* **Aim of the exercise**
Set down the records once more, please, exactly and with the pictures left out.

* **Extracted records**
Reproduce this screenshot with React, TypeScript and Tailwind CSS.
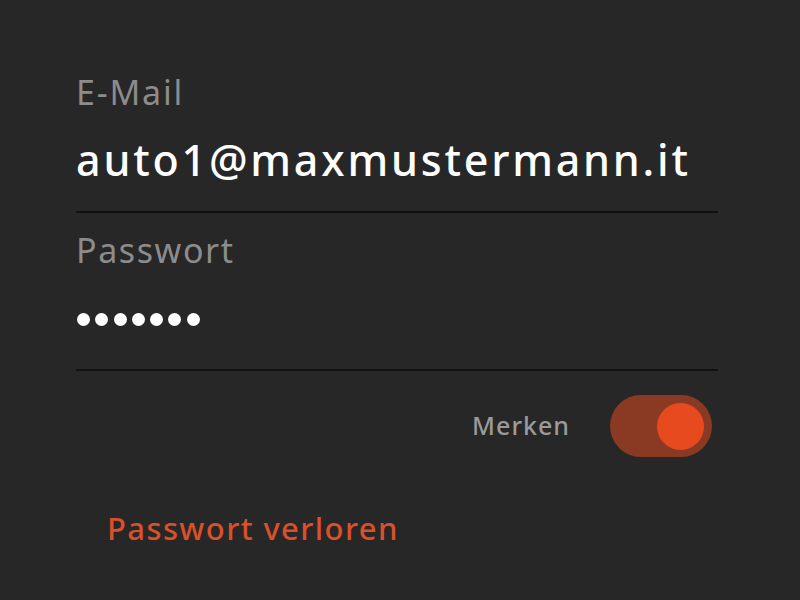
const App = () => {
  return (
    <div
      className="w-[800px] h-[600px] bg-[#272727] overflow-hidden"
      style={{ fontFamily: '"Noto Sans", "Open Sans", sans-serif' }}
    >
      <div className="ml-[76px] w-[642px] pt-[68px]">
        {/* E-Mail */}
        <div className="text-[34px] leading-[48px] tracking-[1.8px] text-[#8c8c8c]">E-Mail</div>
        <div className="mt-[16px] text-[43px] leading-[56px] font-medium text-white tracking-[2.8px] whitespace-nowrap">
          auto1@maxmustermann.it
        </div>
        <div className="mt-[23px] h-[2px] bg-[#111111]" />

        {/* Passwort */}
        <div className="mt-[13px] text-[34px] leading-[48px] tracking-[1.6px] text-[#8c8c8c]">Passwort</div>
        <div className="mt-[17px] h-[56px] flex items-center gap-[5.3px] pl-[1px]">
          {[0, 1, 2, 3, 4, 5, 6].map((i) => (
            <div key={i} className="w-[13px] h-[13px] rounded-full bg-white" />
          ))}
        </div>
        <div className="mt-[22px] h-[2px] bg-[#111111]" />

        {/* Merken */}
        <div className="mt-[24px] flex items-center justify-end gap-[40px] pr-[6px]">
          <span className="text-[25px] font-medium tracking-[1px] text-[#9a9a9a]">Merken</span>
          <div className="w-[102px] h-[62px] rounded-full bg-[#8a3a22] flex items-center justify-end pr-[8px]">
            <div className="w-[47px] h-[47px] rounded-full bg-[#e84a1f]" />
          </div>
        </div>
      </div>

      <div className="ml-[107px] mt-[51px] text-[31px] leading-[40px] font-medium tracking-[1.4px] text-[#d9502a]">
        Passwort verloren
      </div>
    </div>
  );
};

export default App;
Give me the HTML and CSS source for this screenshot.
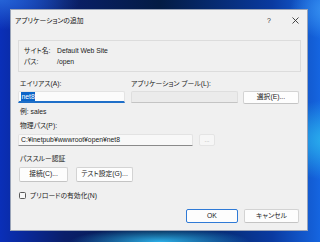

* **Reply**
Reproduce this screenshot with React, TypeScript and Tailwind CSS.
const App = () => {
  return (
    <div
      className="w-[800px] h-[600px] bg-[#272727] overflow-hidden"
      style={{ fontFamily: '"Noto Sans", "Open Sans", sans-serif' }}
    >
      <div className="ml-[76px] w-[642px] pt-[68px]">
        {/* E-Mail */}
        <div className="text-[34px] leading-[48px] tracking-[1.8px] text-[#8c8c8c]">E-Mail</div>
        <div className="mt-[16px] text-[43px] leading-[56px] font-medium text-white tracking-[2.8px] whitespace-nowrap">
          auto1@maxmustermann.it
        </div>
        <div className="mt-[23px] h-[2px] bg-[#111111]" />

        {/* Passwort */}
        <div className="mt-[13px] text-[34px] leading-[48px] tracking-[1.6px] text-[#8c8c8c]">Passwort</div>
        <div className="mt-[17px] h-[56px] flex items-center gap-[5.3px] pl-[1px]">
          {[0, 1, 2, 3, 4, 5, 6].map((i) => (
            <div key={i} className="w-[13px] h-[13px] rounded-full bg-white" />
          ))}
        </div>
        <div className="mt-[22px] h-[2px] bg-[#111111]" />

        {/* Merken */}
        <div className="mt-[24px] flex items-center justify-end gap-[40px] pr-[6px]">
          <span className="text-[25px] font-medium tracking-[1px] text-[#9a9a9a]">Merken</span>
          <div className="w-[102px] h-[62px] rounded-full bg-[#8a3a22] flex items-center justify-end pr-[8px]">
            <div className="w-[47px] h-[47px] rounded-full bg-[#e84a1f]" />
          </div>
        </div>
      </div>

      <div className="ml-[107px] mt-[51px] text-[31px] leading-[40px] font-medium tracking-[1.4px] text-[#d9502a]">
        Passwort verloren
      </div>
    </div>
  );
};

export default App;
Give me the HTML and CSS source for this screenshot.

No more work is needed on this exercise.